» **DATA**:
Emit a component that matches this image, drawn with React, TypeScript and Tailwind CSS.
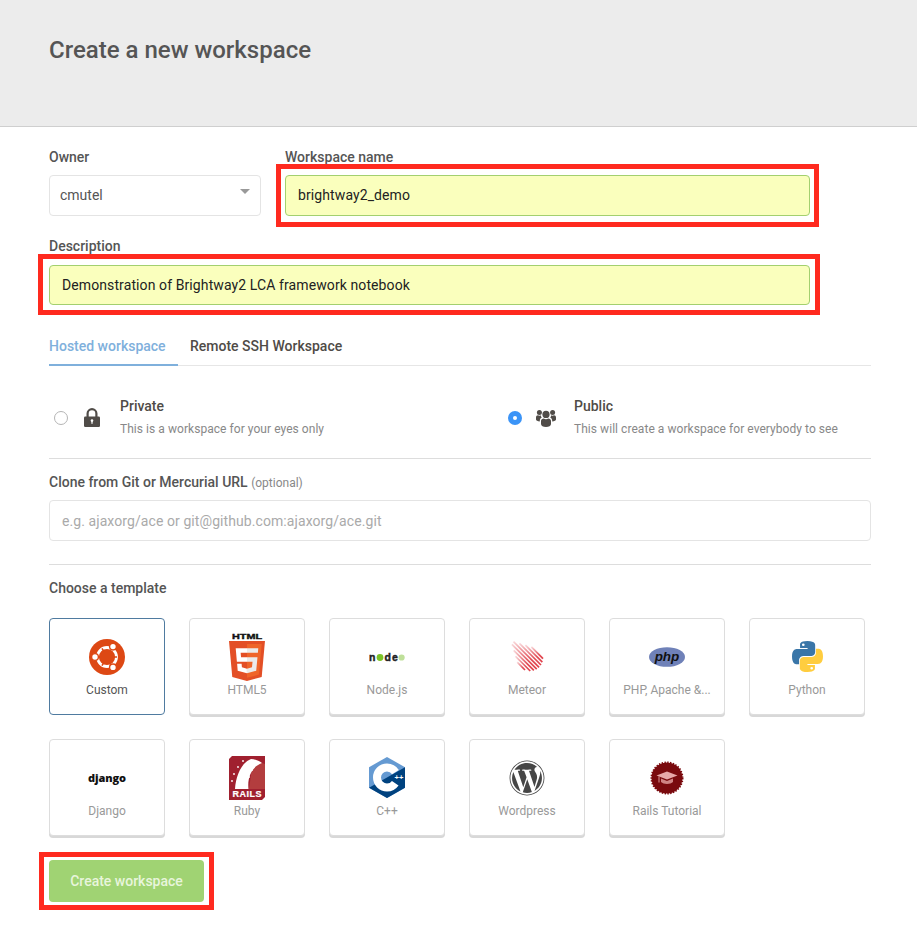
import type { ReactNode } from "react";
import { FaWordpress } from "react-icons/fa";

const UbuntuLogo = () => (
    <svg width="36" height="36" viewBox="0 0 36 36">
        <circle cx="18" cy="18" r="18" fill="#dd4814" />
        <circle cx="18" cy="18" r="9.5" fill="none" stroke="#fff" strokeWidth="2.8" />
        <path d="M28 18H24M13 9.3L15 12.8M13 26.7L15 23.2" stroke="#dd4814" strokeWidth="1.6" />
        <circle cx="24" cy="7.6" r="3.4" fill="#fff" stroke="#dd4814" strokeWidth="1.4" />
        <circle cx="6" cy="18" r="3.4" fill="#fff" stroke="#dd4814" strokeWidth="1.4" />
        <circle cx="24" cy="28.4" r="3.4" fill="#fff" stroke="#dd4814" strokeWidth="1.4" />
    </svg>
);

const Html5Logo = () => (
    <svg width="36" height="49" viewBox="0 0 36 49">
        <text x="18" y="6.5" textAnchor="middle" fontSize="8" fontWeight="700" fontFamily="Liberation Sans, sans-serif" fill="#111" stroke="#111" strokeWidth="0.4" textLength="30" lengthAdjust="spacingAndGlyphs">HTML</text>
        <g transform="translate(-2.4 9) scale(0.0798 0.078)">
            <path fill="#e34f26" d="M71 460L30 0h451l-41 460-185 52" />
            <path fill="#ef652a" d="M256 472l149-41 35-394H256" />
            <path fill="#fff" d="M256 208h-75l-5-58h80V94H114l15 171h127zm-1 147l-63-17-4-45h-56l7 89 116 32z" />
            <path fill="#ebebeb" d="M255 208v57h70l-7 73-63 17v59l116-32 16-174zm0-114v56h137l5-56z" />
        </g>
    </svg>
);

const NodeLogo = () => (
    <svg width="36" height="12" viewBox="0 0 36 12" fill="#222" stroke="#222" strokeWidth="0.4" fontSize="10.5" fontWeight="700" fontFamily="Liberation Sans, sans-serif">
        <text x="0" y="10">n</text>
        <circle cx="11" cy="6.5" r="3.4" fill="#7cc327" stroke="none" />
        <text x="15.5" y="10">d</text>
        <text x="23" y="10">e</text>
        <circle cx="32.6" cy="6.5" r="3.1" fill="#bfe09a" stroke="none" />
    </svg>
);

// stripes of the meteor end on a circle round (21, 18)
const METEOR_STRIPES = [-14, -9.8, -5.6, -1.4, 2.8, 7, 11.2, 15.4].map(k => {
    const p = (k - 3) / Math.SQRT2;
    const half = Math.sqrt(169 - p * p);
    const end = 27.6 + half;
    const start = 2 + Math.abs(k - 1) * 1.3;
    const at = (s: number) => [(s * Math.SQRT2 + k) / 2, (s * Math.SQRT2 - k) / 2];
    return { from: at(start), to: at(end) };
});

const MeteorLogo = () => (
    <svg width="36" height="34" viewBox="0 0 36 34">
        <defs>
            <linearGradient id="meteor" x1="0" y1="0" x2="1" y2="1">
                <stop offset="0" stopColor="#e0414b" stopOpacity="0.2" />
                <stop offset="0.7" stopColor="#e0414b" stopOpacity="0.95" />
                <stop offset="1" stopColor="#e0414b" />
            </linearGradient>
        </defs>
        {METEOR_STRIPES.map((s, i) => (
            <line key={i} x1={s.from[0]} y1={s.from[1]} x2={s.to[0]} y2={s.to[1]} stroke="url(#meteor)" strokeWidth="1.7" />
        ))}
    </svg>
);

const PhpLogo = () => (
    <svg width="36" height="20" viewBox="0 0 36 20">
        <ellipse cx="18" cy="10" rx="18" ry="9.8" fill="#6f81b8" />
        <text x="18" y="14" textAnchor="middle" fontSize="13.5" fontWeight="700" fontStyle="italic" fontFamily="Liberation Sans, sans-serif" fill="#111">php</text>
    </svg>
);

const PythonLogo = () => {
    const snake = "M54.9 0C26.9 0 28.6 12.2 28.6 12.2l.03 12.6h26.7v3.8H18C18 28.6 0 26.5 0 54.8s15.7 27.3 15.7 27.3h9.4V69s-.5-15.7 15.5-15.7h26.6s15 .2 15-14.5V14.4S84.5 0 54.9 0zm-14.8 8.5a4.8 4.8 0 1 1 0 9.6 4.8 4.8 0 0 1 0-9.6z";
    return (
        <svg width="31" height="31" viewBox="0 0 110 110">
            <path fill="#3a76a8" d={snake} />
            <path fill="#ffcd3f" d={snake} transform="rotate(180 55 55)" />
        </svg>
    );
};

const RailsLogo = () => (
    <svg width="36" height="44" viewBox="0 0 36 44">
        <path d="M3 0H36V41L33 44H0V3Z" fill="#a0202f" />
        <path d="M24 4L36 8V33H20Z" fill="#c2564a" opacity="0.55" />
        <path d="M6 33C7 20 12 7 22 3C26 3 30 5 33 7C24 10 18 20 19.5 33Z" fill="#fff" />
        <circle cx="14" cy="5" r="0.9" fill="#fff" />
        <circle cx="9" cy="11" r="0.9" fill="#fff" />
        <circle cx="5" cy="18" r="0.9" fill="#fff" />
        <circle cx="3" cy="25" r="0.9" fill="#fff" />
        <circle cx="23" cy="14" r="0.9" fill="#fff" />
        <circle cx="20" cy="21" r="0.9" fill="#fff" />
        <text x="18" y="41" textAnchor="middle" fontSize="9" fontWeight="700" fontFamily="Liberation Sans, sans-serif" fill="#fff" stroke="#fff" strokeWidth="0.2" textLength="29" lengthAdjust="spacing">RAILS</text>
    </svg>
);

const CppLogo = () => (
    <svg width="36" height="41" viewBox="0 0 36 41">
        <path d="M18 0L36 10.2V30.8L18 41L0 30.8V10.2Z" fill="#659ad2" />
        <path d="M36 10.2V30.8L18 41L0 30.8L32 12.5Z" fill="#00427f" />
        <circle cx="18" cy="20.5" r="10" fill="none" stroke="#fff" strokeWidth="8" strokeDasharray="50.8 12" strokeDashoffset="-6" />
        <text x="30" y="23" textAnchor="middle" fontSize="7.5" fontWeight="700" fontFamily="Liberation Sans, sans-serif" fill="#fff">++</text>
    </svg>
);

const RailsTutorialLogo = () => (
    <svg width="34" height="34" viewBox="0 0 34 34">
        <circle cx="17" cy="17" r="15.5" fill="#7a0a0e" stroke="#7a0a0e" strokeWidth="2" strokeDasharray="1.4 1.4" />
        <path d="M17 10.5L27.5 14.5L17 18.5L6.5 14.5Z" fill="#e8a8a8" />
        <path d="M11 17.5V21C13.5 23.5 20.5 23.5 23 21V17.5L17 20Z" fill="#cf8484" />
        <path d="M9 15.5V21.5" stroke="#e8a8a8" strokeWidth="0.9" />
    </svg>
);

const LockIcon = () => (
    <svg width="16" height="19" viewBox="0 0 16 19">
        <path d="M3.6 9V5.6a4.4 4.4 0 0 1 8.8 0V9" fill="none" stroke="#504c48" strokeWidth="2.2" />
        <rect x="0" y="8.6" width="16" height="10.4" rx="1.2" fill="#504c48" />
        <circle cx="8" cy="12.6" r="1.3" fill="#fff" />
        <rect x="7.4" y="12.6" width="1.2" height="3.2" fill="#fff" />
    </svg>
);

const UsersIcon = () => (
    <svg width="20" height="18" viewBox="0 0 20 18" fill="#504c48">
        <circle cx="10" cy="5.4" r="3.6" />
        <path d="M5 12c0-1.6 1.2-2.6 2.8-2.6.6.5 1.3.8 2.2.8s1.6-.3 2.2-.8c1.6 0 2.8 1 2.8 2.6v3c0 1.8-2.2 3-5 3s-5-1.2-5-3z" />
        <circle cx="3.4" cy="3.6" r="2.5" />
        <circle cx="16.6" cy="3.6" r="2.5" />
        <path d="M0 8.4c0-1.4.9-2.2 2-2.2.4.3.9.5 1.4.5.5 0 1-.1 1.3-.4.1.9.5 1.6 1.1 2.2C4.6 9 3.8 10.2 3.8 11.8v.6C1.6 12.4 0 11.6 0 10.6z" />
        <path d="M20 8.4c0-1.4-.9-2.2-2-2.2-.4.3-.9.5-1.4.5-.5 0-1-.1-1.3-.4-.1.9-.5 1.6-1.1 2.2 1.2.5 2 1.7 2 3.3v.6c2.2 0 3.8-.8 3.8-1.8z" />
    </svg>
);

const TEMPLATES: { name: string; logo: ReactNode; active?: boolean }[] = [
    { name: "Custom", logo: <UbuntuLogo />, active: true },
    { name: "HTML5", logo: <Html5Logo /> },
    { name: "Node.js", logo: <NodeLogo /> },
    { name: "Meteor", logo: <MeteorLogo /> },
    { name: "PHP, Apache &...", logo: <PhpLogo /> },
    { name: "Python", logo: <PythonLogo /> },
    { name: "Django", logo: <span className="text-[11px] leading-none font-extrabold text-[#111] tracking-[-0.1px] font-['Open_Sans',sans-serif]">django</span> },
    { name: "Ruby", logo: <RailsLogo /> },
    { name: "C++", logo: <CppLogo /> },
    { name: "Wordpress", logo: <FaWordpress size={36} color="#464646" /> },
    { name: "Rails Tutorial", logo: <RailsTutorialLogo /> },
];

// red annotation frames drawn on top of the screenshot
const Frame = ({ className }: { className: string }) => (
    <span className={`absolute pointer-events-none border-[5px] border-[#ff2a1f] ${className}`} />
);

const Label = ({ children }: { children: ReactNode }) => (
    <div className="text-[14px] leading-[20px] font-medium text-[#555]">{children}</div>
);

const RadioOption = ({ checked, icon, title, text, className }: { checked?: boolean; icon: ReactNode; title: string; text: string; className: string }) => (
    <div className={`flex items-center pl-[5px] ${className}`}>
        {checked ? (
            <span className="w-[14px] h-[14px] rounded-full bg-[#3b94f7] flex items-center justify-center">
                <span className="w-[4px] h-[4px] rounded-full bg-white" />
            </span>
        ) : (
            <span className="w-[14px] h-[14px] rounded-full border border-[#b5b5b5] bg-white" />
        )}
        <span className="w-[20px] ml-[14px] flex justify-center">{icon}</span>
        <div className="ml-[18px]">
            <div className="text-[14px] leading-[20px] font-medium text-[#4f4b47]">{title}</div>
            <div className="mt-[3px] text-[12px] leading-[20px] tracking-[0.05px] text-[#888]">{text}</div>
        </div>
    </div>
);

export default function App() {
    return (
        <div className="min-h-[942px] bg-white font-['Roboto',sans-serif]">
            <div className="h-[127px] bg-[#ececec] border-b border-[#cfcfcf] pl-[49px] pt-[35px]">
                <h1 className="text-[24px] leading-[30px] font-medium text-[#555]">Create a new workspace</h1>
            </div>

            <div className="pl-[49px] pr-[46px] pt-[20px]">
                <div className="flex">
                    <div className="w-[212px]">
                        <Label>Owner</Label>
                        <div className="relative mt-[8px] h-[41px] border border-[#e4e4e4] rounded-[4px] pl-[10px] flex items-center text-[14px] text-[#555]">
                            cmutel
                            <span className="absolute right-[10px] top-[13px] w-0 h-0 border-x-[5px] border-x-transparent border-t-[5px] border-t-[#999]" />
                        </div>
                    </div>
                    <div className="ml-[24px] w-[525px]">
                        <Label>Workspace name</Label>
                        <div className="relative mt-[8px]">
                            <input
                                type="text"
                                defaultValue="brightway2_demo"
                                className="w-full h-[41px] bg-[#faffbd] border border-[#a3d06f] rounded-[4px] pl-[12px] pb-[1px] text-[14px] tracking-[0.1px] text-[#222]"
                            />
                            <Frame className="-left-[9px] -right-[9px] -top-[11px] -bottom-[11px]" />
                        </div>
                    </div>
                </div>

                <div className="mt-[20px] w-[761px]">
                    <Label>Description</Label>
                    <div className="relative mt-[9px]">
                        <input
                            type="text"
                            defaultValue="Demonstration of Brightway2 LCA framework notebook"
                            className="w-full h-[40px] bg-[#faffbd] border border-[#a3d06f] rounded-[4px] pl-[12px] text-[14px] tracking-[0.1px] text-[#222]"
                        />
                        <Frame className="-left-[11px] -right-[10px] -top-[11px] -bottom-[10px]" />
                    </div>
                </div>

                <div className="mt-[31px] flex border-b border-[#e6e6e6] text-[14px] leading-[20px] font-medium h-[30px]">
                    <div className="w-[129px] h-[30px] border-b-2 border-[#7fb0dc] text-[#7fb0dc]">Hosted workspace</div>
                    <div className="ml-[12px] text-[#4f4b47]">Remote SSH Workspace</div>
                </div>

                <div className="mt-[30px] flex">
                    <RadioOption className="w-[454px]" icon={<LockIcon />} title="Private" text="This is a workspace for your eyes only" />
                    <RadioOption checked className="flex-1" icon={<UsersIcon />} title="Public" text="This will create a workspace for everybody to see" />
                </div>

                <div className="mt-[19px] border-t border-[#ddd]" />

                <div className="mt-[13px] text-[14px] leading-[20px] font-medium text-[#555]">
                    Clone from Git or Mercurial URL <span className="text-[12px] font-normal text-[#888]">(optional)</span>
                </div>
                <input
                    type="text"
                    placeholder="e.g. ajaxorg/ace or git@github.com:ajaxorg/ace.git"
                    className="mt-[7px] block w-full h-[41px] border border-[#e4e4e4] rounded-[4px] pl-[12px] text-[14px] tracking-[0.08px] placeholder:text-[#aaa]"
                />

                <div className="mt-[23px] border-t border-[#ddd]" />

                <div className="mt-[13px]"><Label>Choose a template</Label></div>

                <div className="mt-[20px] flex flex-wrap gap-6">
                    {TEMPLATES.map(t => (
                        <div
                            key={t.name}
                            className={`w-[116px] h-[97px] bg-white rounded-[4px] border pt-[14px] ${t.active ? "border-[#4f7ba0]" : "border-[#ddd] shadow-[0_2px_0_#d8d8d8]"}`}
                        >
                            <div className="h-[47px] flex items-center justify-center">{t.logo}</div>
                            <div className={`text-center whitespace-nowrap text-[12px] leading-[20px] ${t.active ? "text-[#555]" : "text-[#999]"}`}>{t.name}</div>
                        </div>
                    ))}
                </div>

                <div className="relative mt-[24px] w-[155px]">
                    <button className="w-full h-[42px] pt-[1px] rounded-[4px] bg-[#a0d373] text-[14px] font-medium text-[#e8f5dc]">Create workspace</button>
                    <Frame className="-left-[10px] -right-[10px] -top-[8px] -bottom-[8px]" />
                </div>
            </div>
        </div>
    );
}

» **EXERCISE DIRECTIONS**:
From the listing above, copy every line that includes the word "drawn".

» **FULL RESPONSE**:
Emit a component that matches this image, drawn with React, TypeScript and Tailwind CSS.
// red annotation frames drawn on top of the screenshot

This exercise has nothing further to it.